Stored entries:
%%
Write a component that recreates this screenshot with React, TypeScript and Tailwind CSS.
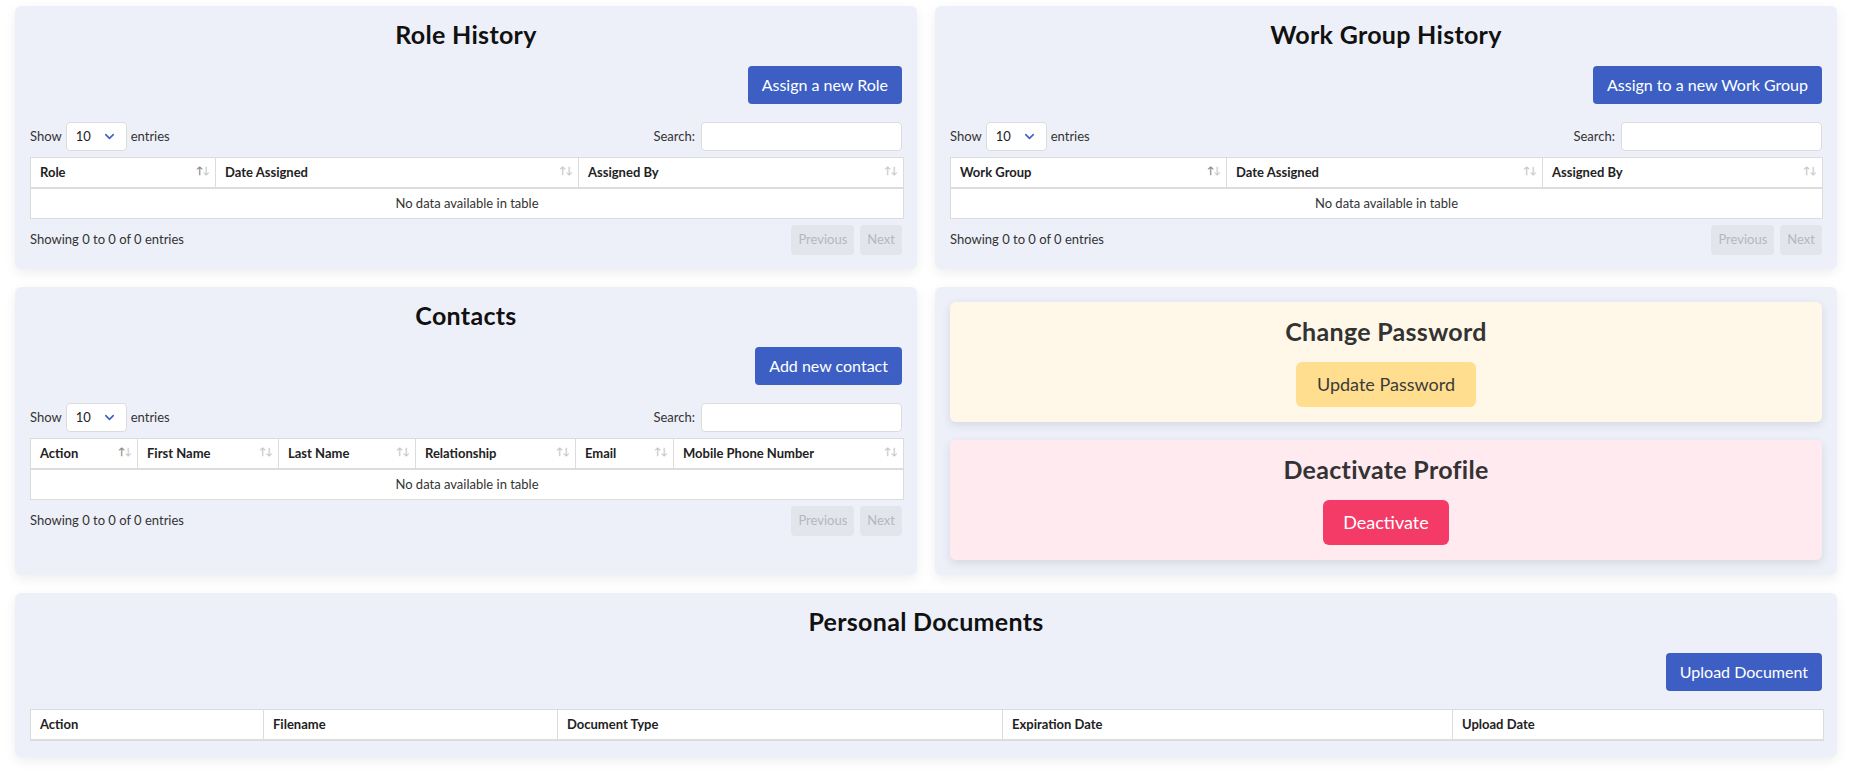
import { ChevronDown } from "lucide-react";

type Column = { label: string; width: string };

const SortIcon = ({ active }: { active?: boolean }) => (
  <span className="absolute right-[6px] top-[7px] text-[10px] leading-none tracking-[-1px]">
    <span className={active ? "text-[#8a8a8a]" : "text-[#c8c8c8]"}>↑</span>
    <span className="text-[#c8c8c8]">↓</span>
  </span>
);

const ActionButton = ({ label }: { label: string }) => (
  <div className="mt-[17px] flex justify-end">
    <button className="h-[38px] rounded-[4px] bg-[#3d5fc4] px-[14px] text-[16px] text-white">
      {label}
    </button>
  </div>
);

const CardTitle = ({ children }: { children: string }) => (
  <h2 className="text-center text-[25px] font-bold leading-[29px] tracking-[0.3px] text-[#111]">
    {children}
  </h2>
);

const DataTable = ({
  columns,
  sortable = true,
  controls = true,
}: {
  columns: Column[];
  sortable?: boolean;
  controls?: boolean;
}) => (
  <>
    {controls && (
      <div className="mt-[18px] flex h-[29px] items-center justify-between text-[13px] text-[#333]">
        <div className="flex items-center gap-[4px]">
          <span>Show</span>
          <div className="flex h-[29px] w-[61px] items-center justify-between rounded-[4px] border border-[#dcdcdc] bg-white pl-[9px] pr-[9px] text-[13px] text-[#222]">
            <span>10</span>
            <ChevronDown size={15} strokeWidth={2.5} className="text-[#3d5fc4]" />
          </div>
          <span>entries</span>
        </div>
        <div className="flex items-center gap-[6px]">
          <span>Search:</span>
          <input className="h-[29px] w-[201px] rounded-[4px] border border-[#dcdcdc] bg-white outline-none" />
        </div>
      </div>
    )}
    <table
      className={`w-full table-fixed border-collapse border border-[#dcdcdc] bg-white text-[13px] ${
        controls ? "mt-[6px]" : "mt-[18px]"
      }`}
    >
      <thead>
        <tr>
          {columns.map((c, i) => (
            <th
              key={c.label}
              className={`relative h-[30px] border-b-2 border-r border-[#dcdcdc] px-[9px] text-left font-bold text-[#222] ${c.width}`}
            >
              {c.label}
              {sortable && <SortIcon active={i === 0} />}
            </th>
          ))}
        </tr>
      </thead>
      {controls && (
        <tbody>
          <tr>
            <td
              colSpan={columns.length}
              className="h-[31px] text-center text-[13px] text-[#333]"
            >
              No data available in table
            </td>
          </tr>
        </tbody>
      )}
    </table>
    {controls && (
      <div className="mt-[6px] flex items-center justify-between text-[13px]">
        <span className="text-[#333]">Showing 0 to 0 of 0 entries</span>
        <div className="flex gap-[6px]">
          <button className="h-[30px] rounded-[4px] bg-[#e3e5ec] px-[7px] text-[#b5b7bf]">
            Previous
          </button>
          <button className="h-[30px] rounded-[4px] bg-[#e3e5ec] px-[7px] text-[#b5b7bf]">
            Next
          </button>
        </div>
      </div>
    )}
  </>
);

const Card = ({ children }: { children: React.ReactNode }) => (
  <section className="rounded-md bg-[#eef0f9] px-[15px] pb-[14px] pt-[14px] shadow-[0_4px_12px_rgba(0,0,0,0.07)]">
    {children}
  </section>
);

const App = () => {
  return (
    <div className="min-h-screen bg-white pb-[20px] pl-[15px] pr-[18px] pt-[6px] font-['Lato',sans-serif]">
      <div className="grid grid-cols-2 gap-x-[18px] gap-y-[18px]">
        <Card>
          <CardTitle>Role History</CardTitle>
          <ActionButton label="Assign a new Role" />
          <DataTable
            columns={[
              { label: "Role", width: "w-[185px]" },
              { label: "Date Assigned", width: "w-[363px]" },
              { label: "Assigned By", width: "w-[325px]" },
            ]}
          />
        </Card>
        <Card>
          <CardTitle>Work Group History</CardTitle>
          <ActionButton label="Assign to a new Work Group" />
          <DataTable
            columns={[
              { label: "Work Group", width: "w-[276px]" },
              { label: "Date Assigned", width: "w-[316px]" },
              { label: "Assigned By", width: "w-[280px]" },
            ]}
          />
        </Card>
        <Card>
          <CardTitle>Contacts</CardTitle>
          <ActionButton label="Add new contact" />
          <DataTable
            columns={[
              { label: "Action", width: "w-[107px]" },
              { label: "First Name", width: "w-[141px]" },
              { label: "Last Name", width: "w-[137px]" },
              { label: "Relationship", width: "w-[160px]" },
              { label: "Email", width: "w-[98px]" },
              { label: "Mobile Phone Number", width: "w-[230px]" },
            ]}
          />
        </Card>
        <section className="flex flex-col gap-[18px] rounded-md bg-[#eef0f9] p-[15px] shadow-[0_4px_12px_rgba(0,0,0,0.07)]">
          <div className="rounded-md bg-[#fff8e9] py-[15px] text-center shadow-[0_3px_10px_rgba(0,0,0,0.1)]">
            <h3 className="text-[25px] font-bold leading-[29px] tracking-[0.3px] text-[#333]">
              Change Password
            </h3>
            <button className="mt-[16px] h-[45px] w-[180px] rounded-md bg-[#ffde8f] text-[18px] text-[#3b3b3b]">
              Update Password
            </button>
          </div>
          <div className="rounded-md bg-[#ffeaef] py-[15px] text-center shadow-[0_3px_10px_rgba(0,0,0,0.1)]">
            <h3 className="text-[25px] font-bold leading-[29px] tracking-[0.3px] text-[#333]">
              Deactivate Profile
            </h3>
            <button className="mt-[16px] h-[45px] w-[126px] rounded-md bg-[#f43b68] text-[18px] text-white">
              Deactivate
            </button>
          </div>
        </section>
        <div className="col-span-2">
          <section className="rounded-md bg-[#eef0f9] px-[15px] pb-[16px] pt-[14px] shadow-[0_4px_12px_rgba(0,0,0,0.07)]">
            <CardTitle>Personal Documents</CardTitle>
            <ActionButton label="Upload Document" />
            <DataTable
              sortable={false}
              controls={false}
              columns={[
                { label: "Action", width: "w-[233px]" },
                { label: "Filename", width: "w-[294px]" },
                { label: "Document Type", width: "w-[445px]" },
                { label: "Expiration Date", width: "w-[450px]" },
                { label: "Upload Date", width: "w-[371px]" },
              ]}
            />
          </section>
        </div>
      </div>
    </div>
  );
};

export default App;
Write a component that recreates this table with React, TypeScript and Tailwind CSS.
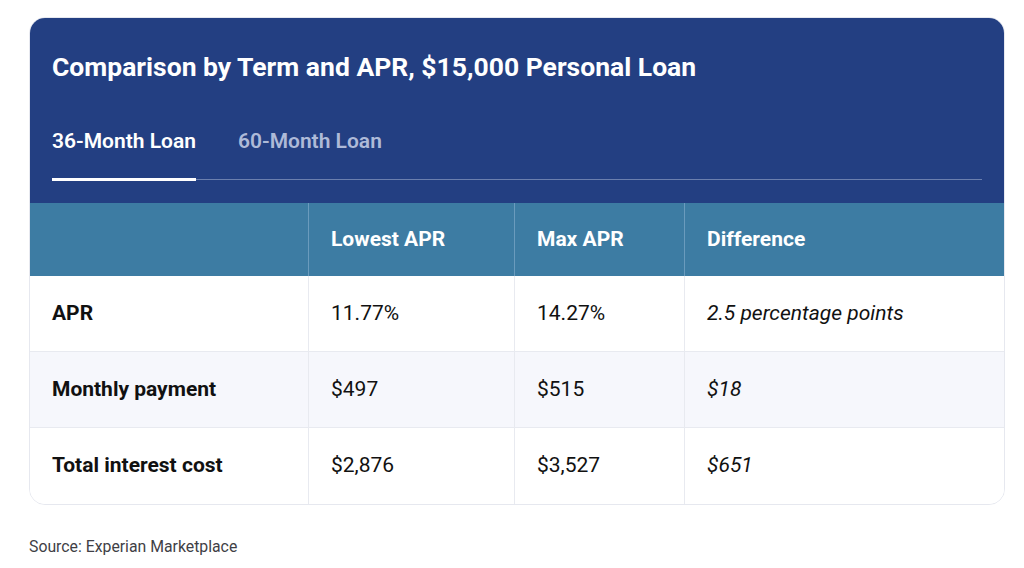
import React from "react";

const rows = [
  { label: "APR", low: "11.77%", max: "14.27%", diff: "2.5 percentage points", bg: "bg-white" },
  { label: "Monthly payment", low: "$497", max: "$515", diff: "$18", bg: "bg-[#f6f7fc]" },
  { label: "Total interest cost", low: "$2,876", max: "$3,527", diff: "$651", bg: "bg-white" },
];

export default function App() {
  return (
    <div className="w-[1024px] h-[568px] bg-white pt-[17px] pl-[29px]" style={{ fontFamily: "Roboto, 'Liberation Sans', sans-serif" }}>
      <div className="w-[976px] rounded-[16px] border border-[#e6e8ef] overflow-hidden">
        <div className="bg-[#233f82] px-[22px] pt-[33px]">
          <h1 className="text-[26.5px] leading-[32px] font-bold text-white">
            Comparison by Term and APR, $15,000 Personal Loan
          </h1>
          <div className="mt-[46px] flex gap-[42px] border-b border-[#6b7fae]">
            <div className="relative pb-[26px] text-[21px] leading-[24px] font-semibold text-white">
              36-Month Loan
              <div className="absolute left-0 right-0 bottom-[-2px] h-[3px] bg-white" />
            </div>
            <div className="pb-[26px] text-[21px] leading-[24px] font-semibold text-[#aebad8]">60-Month Loan</div>
          </div>
          <div className="h-[23px]" />
        </div>
        <div className="grid grid-cols-[279px_206px_170px_1fr]">
          <div className="h-[73px] bg-[#3d7ca3] border-r border-[#6a9bbd]" />
          <div className="h-[73px] bg-[#3d7ca3] border-r border-[#6a9bbd] flex items-center px-[22px] text-[21px] font-bold text-white">Lowest APR</div>
          <div className="h-[73px] bg-[#3d7ca3] border-r border-[#6a9bbd] flex items-center px-[22px] text-[21px] font-bold text-white">Max APR</div>
          <div className="h-[73px] bg-[#3d7ca3] flex items-center px-[22px] text-[21px] font-bold text-white">Difference</div>
          {rows.map((r, i) => (
            <React.Fragment key={r.label}>
              <div className={`h-[76px] ${r.bg} ${i < 2 ? "border-b" : ""} border-r border-[#e8eaf0] flex items-center px-[22px] text-[21px] font-bold text-[#111]`}>{r.label}</div>
              <div className={`h-[76px] ${r.bg} ${i < 2 ? "border-b" : ""} border-r border-[#e8eaf0] flex items-center px-[22px] text-[21px] text-[#111]`}>{r.low}</div>
              <div className={`h-[76px] ${r.bg} ${i < 2 ? "border-b" : ""} border-r border-[#e8eaf0] flex items-center px-[22px] text-[21px] text-[#111]`}>{r.max}</div>
              <div className={`h-[76px] ${r.bg} ${i < 2 ? "border-b" : ""} border-[#e8eaf0] flex items-center px-[22px] text-[21px] italic text-[#111]`}>{r.diff}</div>
            </React.Fragment>
          ))}
        </div>
      </div>
      <div className="mt-[32px] text-[15.8px] leading-[20px] text-[#3f3f46]">Source: Experian Marketplace</div>
    </div>
  );
}
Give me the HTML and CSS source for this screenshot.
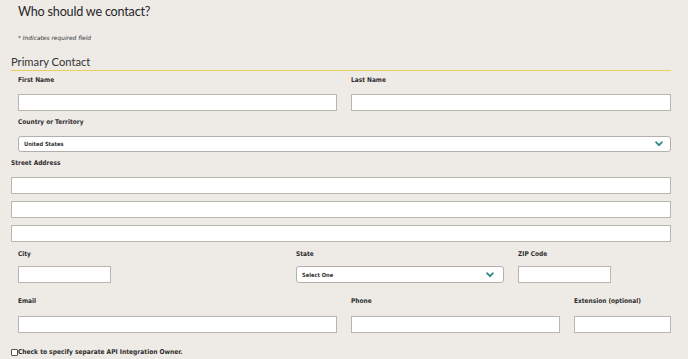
FILE: index.html
```html
<!DOCTYPE html>
<html lang="en">
<head>
<meta charset="utf-8">
<title>Who should we contact?</title>
<link rel="stylesheet" href="styles.css">
</head>
<body>
<div class="page">
  <h1 class="title">Who should we contact?</h1>
  <p class="note">* Indicates required field</p>
  <h2 class="section">Primary Contact</h2>

  <div class="row row-names">
    <div class="field">
      <label class="lbl">First Name</label>
      <input class="inp" type="text">
    </div>
    <div class="field">
      <label class="lbl">Last Name</label>
      <input class="inp" type="text">
    </div>
  </div>

  <div class="field country">
    <label class="lbl">Country or Territory</label>
    <div class="select">
      <span class="sel-text">United States</span>
      <svg class="chev" width="8" height="6" viewBox="0 0 8 6"><path d="M1.2 1.3 L4 4.2 L6.8 1.3" fill="none" stroke="#2b8c8a" stroke-width="1.9" stroke-linecap="round" stroke-linejoin="round"/></svg>
    </div>
  </div>

  <div class="street">
    <label class="lbl">Street Address</label>
    <input class="inp" type="text">
    <input class="inp" type="text">
    <input class="inp" type="text">
  </div>

  <div class="row row-city">
    <div class="field f-city">
      <label class="lbl">City</label>
      <input class="inp" type="text">
    </div>
    <div class="field f-state">
      <label class="lbl">State</label>
      <div class="select">
        <span class="sel-text">Select One</span>
        <svg class="chev" width="8" height="6" viewBox="0 0 8 6"><path d="M1.2 1.3 L4 4.2 L6.8 1.3" fill="none" stroke="#2b8c8a" stroke-width="1.9" stroke-linecap="round" stroke-linejoin="round"/></svg>
      </div>
    </div>
    <div class="field f-zip">
      <label class="lbl">ZIP Code</label>
      <input class="inp" type="text">
    </div>
  </div>

  <div class="row row-email">
    <div class="field">
      <label class="lbl">Email</label>
      <input class="inp" type="text">
    </div>
    <div class="field">
      <label class="lbl">Phone</label>
      <input class="inp" type="text">
    </div>
    <div class="field">
      <label class="lbl">Extension (optional)</label>
      <input class="inp" type="text">
    </div>
  </div>

  <label class="check"><span class="box"></span>Check to specify separate API Integration Owner.</label>
</div>
</body>
</html>
```
FILE: styles.css
```css
html, body {
  margin: 0;
  padding: 0;
  background: #eeebe7;
}
body {
  font-family: "DejaVu Sans", Verdana, sans-serif;
  color: #2e2e2e;
}
.page {
  width: 660px;
  padding: 0 0 0 11px;
  display: flex;
  flex-direction: column;
}
.title {
  font-family: Lato, "Open Sans", sans-serif;
  font-weight: 400;
  font-size: 12.6px;
  letter-spacing: -0.2px;
  line-height: 20px;
  margin: 2px 0 0 7px;
  color: #262626;
}
.note {
  font-style: italic;
  font-size: 5.9px;
  line-height: 8px;
  margin: 12px 0 0 7px;
  color: #333;
}
.section {
  font-family: Lato, "Open Sans", sans-serif;
  font-weight: 400;
  font-size: 11.2px;
  line-height: 14px;
  margin: 13px 0 0 0;
  padding-bottom: 1px;
  border-bottom: 1px solid #efcf5c;
  color: #333;
}
.lbl {
  display: block;
  font-weight: 700;
  font-size: 6.5px;
  line-height: 10px;
  height: 10px;
  font-stretch: semi-condensed;
  color: #2e2e2e;
  white-space: nowrap;
}
.inp {
  display: block;
  box-sizing: border-box;
  margin: 0;
  padding: 0;
  height: 17px;
  width: 100%;
  background: #fff;
  border: 1px solid #b9b6b2;
  border-radius: 0;
  outline: none;
}
.field {
  display: flex;
  flex-direction: column;
}
.row {
  display: grid;
  margin-left: 7px;
}
.row-names {
  grid-template-columns: 319px 320px;
  column-gap: 14px;
  margin-top: 4px;
}
.row-names .lbl { margin-bottom: 9px; }

.country {
  margin: 6px 0 0 7px;
}
.country .lbl { margin-bottom: 9px; }
.select {
  box-sizing: border-box;
  height: 16px;
  background: #fff;
  border: 1px solid #b3b0ac;
  border-radius: 3px;
  display: flex;
  align-items: center;
  justify-content: space-between;
  padding: 0 7px 0 5px;
}
.sel-text {
  font-weight: 700;
  font-size: 5.7px;
  font-stretch: semi-condensed;
  color: #333;
  white-space: nowrap;
}
.chev { display: block; flex: none; }

.street {
  display: flex;
  flex-direction: column;
  gap: 7px;
  margin-top: 6px;
}
.street .lbl { margin-bottom: 2px; }

.row-city {
  display: flex;
  margin-top: 7px;
}
.f-city { width: 93px; }
.f-state { width: 208px; margin-left: 185px; }
.f-zip { width: 93px; margin-left: 14px; }
.row-city .lbl { margin-bottom: 7px; }
.row-city .select { height: 17px; padding-right: 9px; }

.row-email {
  grid-template-columns: 319px 209px 97px;
  column-gap: 14px;
  margin-top: 13px;
}
.row-email .lbl { margin-bottom: 10px; }

.check {
  display: flex;
  align-items: center;
  margin-top: 14px;
  font-weight: 700;
  font-size: 6.6px;
  font-stretch: semi-condensed;
  line-height: 10px;
  color: #2e2e2e;
}
.box {
  display: inline-block;
  box-sizing: border-box;
  width: 7px;
  height: 7px;
  border: 1px solid #555;
  border-radius: 1px;
  background: #fff;
}
```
%%
> [The task]: Restate exactly, please, only the lines between the start of the data and the line containing "string; width: string", both ends included, skipping the pictures.

> [Task solution]:
Write a component that recreates this screenshot with React, TypeScript and Tailwind CSS.
import { ChevronDown } from "lucide-react";

type Column = { label: string; width: string };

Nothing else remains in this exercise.